Line cook
2 weeks ago
Position Summary
The Line Cook (Commis) is an entry-level position in the kitchen responsible for preparing ingredients, cooking food, and maintaining cleanliness and order in their designated workstation. They work under the supervision of senior chefs to ensure smooth kitchen operations and consistent food quality.
Key Responsibilities
Food Preparation
Prepare ingredients, including chopping, slicing, marinating, and measuring, according to recipes and instructions.
Assist in pre-cooking preparations, such as stock making, sauces, and mise en place.
Cooking and Plating
Cook dishes according to standardized recipes, portion sizes, and quality requirements.
Assist in plating food items to meet presentation standards.
Handle specific sections of the kitchen, such as sauté, grill, or cold dishes, as assigned.
Workstation Management
Maintain cleanliness and organization of the assigned workstation throughout the shift.
Ensure all tools and equipment are properly sanitized before and after use.
Restock supplies and ingredients during service.
Team Collaboration
Work closely with other kitchen staff to ensure efficient and timely food preparation.
Follow instructions from the Sous Chef, Chef de Partie, or Head Chef.
Assist other kitchen sections as needed during busy periods.

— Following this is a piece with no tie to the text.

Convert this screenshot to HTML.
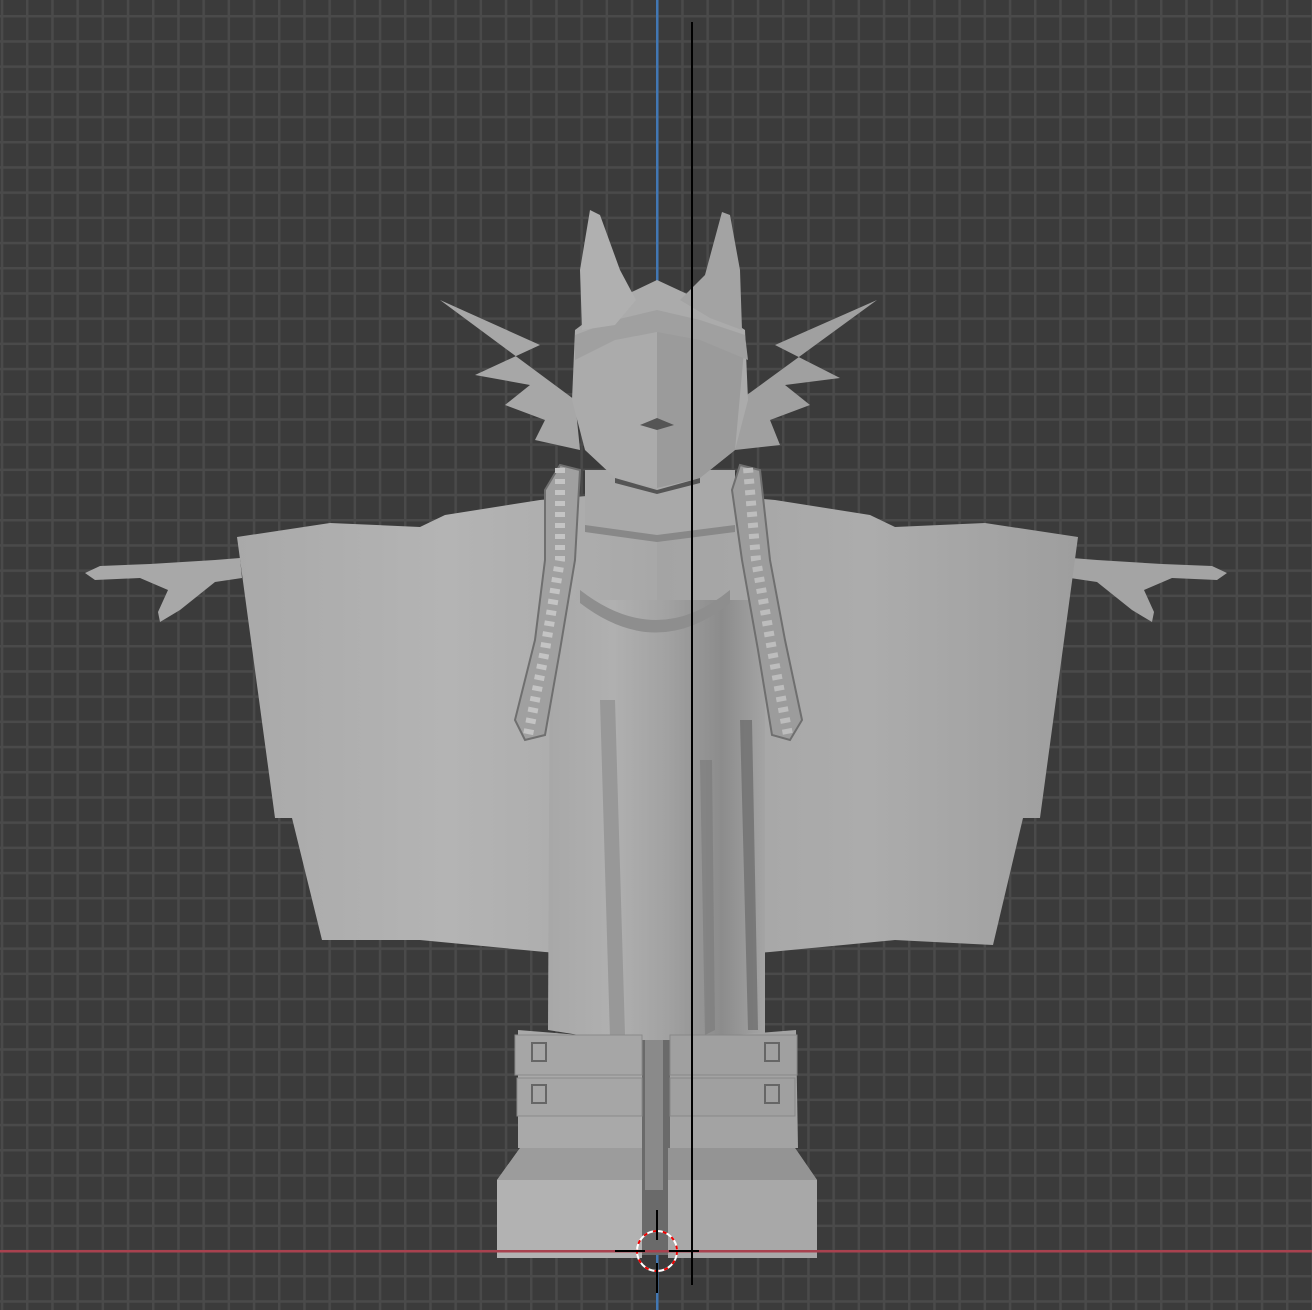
<!DOCTYPE html>
<html><head><meta charset="utf-8"><style>
html,body{margin:0;padding:0;background:#3d3d3d;}
svg{display:block}
</style></head><body>
<svg width="1312" height="1310" viewBox="0 0 1312 1310" xmlns="http://www.w3.org/2000/svg">
<defs>
<pattern id="g" x="0.8" y="15" width="25.2" height="25.2" patternUnits="userSpaceOnUse">
<rect width="25.2" height="25.2" fill="#3b3b3b"/>
<rect x="0" y="0" width="2.5" height="25.2" fill="#4a4a4a"/>
<rect x="0" y="0" width="25.2" height="2.5" fill="#4a4a4a"/>
</pattern>
<linearGradient id="cl" x1="0" y1="0" x2="1" y2="0">
<stop offset="0" stop-color="#a9a9a9"/><stop offset="0.5" stop-color="#b4b4b4"/><stop offset="1" stop-color="#a8a8a8"/>
</linearGradient>
<linearGradient id="cr" x1="0" y1="0" x2="1" y2="0">
<stop offset="0" stop-color="#a4a4a4"/><stop offset="0.5" stop-color="#acacac"/><stop offset="1" stop-color="#9e9e9e"/>
</linearGradient>
<linearGradient id="rb" x1="0" y1="0" x2="1" y2="0">
<stop offset="0" stop-color="#a8a8a8"/><stop offset="0.3" stop-color="#b0b0b0"/><stop offset="0.55" stop-color="#a2a2a2"/><stop offset="0.8" stop-color="#8c8c8c"/><stop offset="1" stop-color="#a4a4a4"/>
</linearGradient>
</defs>
<rect width="1312" height="1310" fill="url(#g)"/>
<rect x="656" y="0" width="2.5" height="1310" fill="#4277b3"/>
<!-- arms -->
<path d="M85,573 L100,566 L150,564 L215,560 L240,558 L242,578 L215,582 L180,610 L160,622 L158,612 L168,590 L140,578 L95,580 Z" fill="#a8a8a8"/>
<path d="M1227,573 L1212,566 L1162,564 L1097,560 L1072,558 L1070,578 L1097,582 L1132,610 L1152,622 L1154,612 L1144,590 L1172,578 L1217,580 Z" fill="#a4a4a4"/>
<!-- cloak -->
<path d="M237,537 L330,523 L420,527 L445,515 L540,500 L657,490 L657,960 L545,952 L420,940 L322,940 L292,818 L275,818 Z" fill="url(#cl)"/>
<path d="M1078,537 L985,523 L895,527 L870,515 L775,500 L657,490 L657,960 L770,952 L895,940 L993,945 L1023,818 L1040,818 Z" fill="url(#cr)"/>
<!-- robe center -->
<path d="M550,600 L765,600 L765,1035 L700,1042 L657,1045 L610,1040 L548,1030 Z" fill="url(#rb)"/>
<path d="M600,700 L615,700 L625,1035 L610,1038 Z" fill="#8f8f8f" opacity="0.7"/>
<path d="M740,720 L752,720 L758,1030 L748,1030 Z" fill="#6f6f6f" opacity="0.8"/>
<path d="M700,760 L712,760 L715,1030 L705,1035 Z" fill="#7a7a7a" opacity="0.6"/>
<path d="M580,590 Q657,650 730,590 L730,603 Q657,662 580,603 Z" fill="#8e8e8e"/>
<!-- neck -->
<path d="M585,470 L735,470 L735,525 L657,535 L585,525 Z" fill="#a9a9a9"/>
<path d="M585,525 L657,535 L735,525 L735,532 L657,542 L585,532 Z" fill="#888"/>
<!-- hair fins -->
<path d="M575,400 L440,300 L540,345 L475,375 L530,385 L505,405 L545,420 L535,440 L580,450 Z" fill="#a7a7a7"/>
<path d="M740,400 L877,300 L775,345 L840,378 L785,385 L810,405 L770,420 L780,445 L735,450 Z" fill="#a0a0a0"/>
<!-- head -->
<path d="M575,330 L615,300 L657,280 L700,300 L745,330 L748,400 L735,450 L700,478 L657,488 L615,478 L585,450 L572,400 Z" fill="#ababab"/>
<path d="M657,330 L700,330 L745,340 L735,450 L700,478 L657,488 Z" fill="#9b9b9b"/>
<path d="M615,320 L657,310 L700,320 L745,335 L748,360 L700,340 L657,332 L615,340 L575,360 L575,335 Z" fill="#a0a0a0"/>
<path d="M640,425 L657,418 L674,425 L657,430 Z" fill="#555"/>
<path d="M615,478 L657,490 L700,478 L700,483 L657,494 L615,483 Z" fill="#555"/>
<!-- horns -->
<path d="M590,210 L600,215 L620,270 L636,300 L615,325 L582,330 L580,270 Z" fill="#b0b0b0"/>
<path d="M722,212 L730,215 L740,270 L742,330 L710,318 L680,300 L705,275 Z" fill="#a3a3a3"/>
<!-- braids -->
<path d="M560,465 L580,470 L575,560 L560,650 L545,735 L525,740 L515,720 L535,640 L545,560 L545,490 Z" fill="#a0a0a0" stroke="#6f6f6f" stroke-width="2"/>
<path d="M560,468 L560,560 L545,650 L528,735" fill="none" stroke="#c4c4c4" stroke-width="10" stroke-dasharray="5 6"/>
<path d="M740,465 L760,470 L770,560 L785,640 L802,720 L790,740 L772,735 L758,650 L742,560 L732,490 Z" fill="#9c9c9c" stroke="#6f6f6f" stroke-width="2"/>
<path d="M748,468 L756,560 L772,650 L788,735" fill="none" stroke="#bdbdbd" stroke-width="10" stroke-dasharray="5 6"/>
<!-- legs gap -->
<rect x="640" y="1040" width="30" height="215" fill="#6a6a6a"/>
<rect x="645" y="1040" width="18" height="150" fill="#8a8a8a"/>
<!-- boots -->
<path d="M518,1030 L642,1040 L642,1148 L518,1148 Z" fill="#a9a9a9"/>
<path d="M670,1040 L796,1030 L798,1148 L670,1148 Z" fill="#a3a3a3"/>
<rect x="515" y="1035" width="127" height="40" fill="#a6a6a6" stroke="#8a8a8a"/>
<rect x="517" y="1078" width="125" height="38" fill="#a6a6a6" stroke="#8a8a8a"/>
<rect x="670" y="1035" width="127" height="40" fill="#a0a0a0" stroke="#888"/>
<rect x="670" y="1078" width="125" height="38" fill="#a0a0a0" stroke="#888"/>
<rect x="532" y="1043" width="14" height="18" fill="none" stroke="#666" stroke-width="2"/>
<rect x="532" y="1085" width="14" height="18" fill="none" stroke="#666" stroke-width="2"/>
<rect x="765" y="1043" width="14" height="18" fill="none" stroke="#666" stroke-width="2"/>
<rect x="765" y="1085" width="14" height="18" fill="none" stroke="#666" stroke-width="2"/>
<path d="M497,1180 L520,1148 L642,1148 L642,1258 L497,1258 Z" fill="#b2b2b2"/>
<path d="M497,1180 L642,1180 L642,1148 L520,1148 Z" fill="#9c9c9c"/>
<path d="M668,1148 L795,1148 L817,1180 L817,1258 L668,1258 Z" fill="#a8a8a8"/>
<path d="M668,1180 L817,1180 L795,1148 L668,1148 Z" fill="#949494"/>
<rect x="0" y="1250" width="1312" height="2.5" fill="#a8424f"/>
<rect x="691" y="22" width="2" height="1263" fill="#000"/>
<circle cx="657" cy="1251" r="20" fill="none" stroke="#fff" stroke-width="2"/>
<circle cx="657" cy="1251" r="20" fill="none" stroke="#e00" stroke-width="2" stroke-dasharray="4 6"/>
<rect x="615" y="1250" width="30" height="2" fill="#000"/>
<rect x="669" y="1250" width="30" height="2" fill="#000"/>
<rect x="656" y="1210" width="2" height="30" fill="#000"/>
<rect x="656" y="1263" width="2" height="30" fill="#000"/>
</svg>
</body></html>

Health and Safety Compliance
Adhere to food safety, hygiene, and sanitation standards in the kitchen.
Safely operate kitchen equipment and report any malfunctions to the supervisor.
Dispose of waste properly and in compliance with regulations.
Continuous Learning
Gain knowledge and skills under the guidance of senior chefs.
Participate in training sessions and adapt to new cooking techniques and recipes.
Skills and Qualifications
Basic understanding of cooking techniques and kitchen operations.
Ability to follow instructions and work well in a team.
Good organizational and time management skills.
Attention to detail and commitment to food quality.
Physically fit to stand for long hours and handle kitchen demands.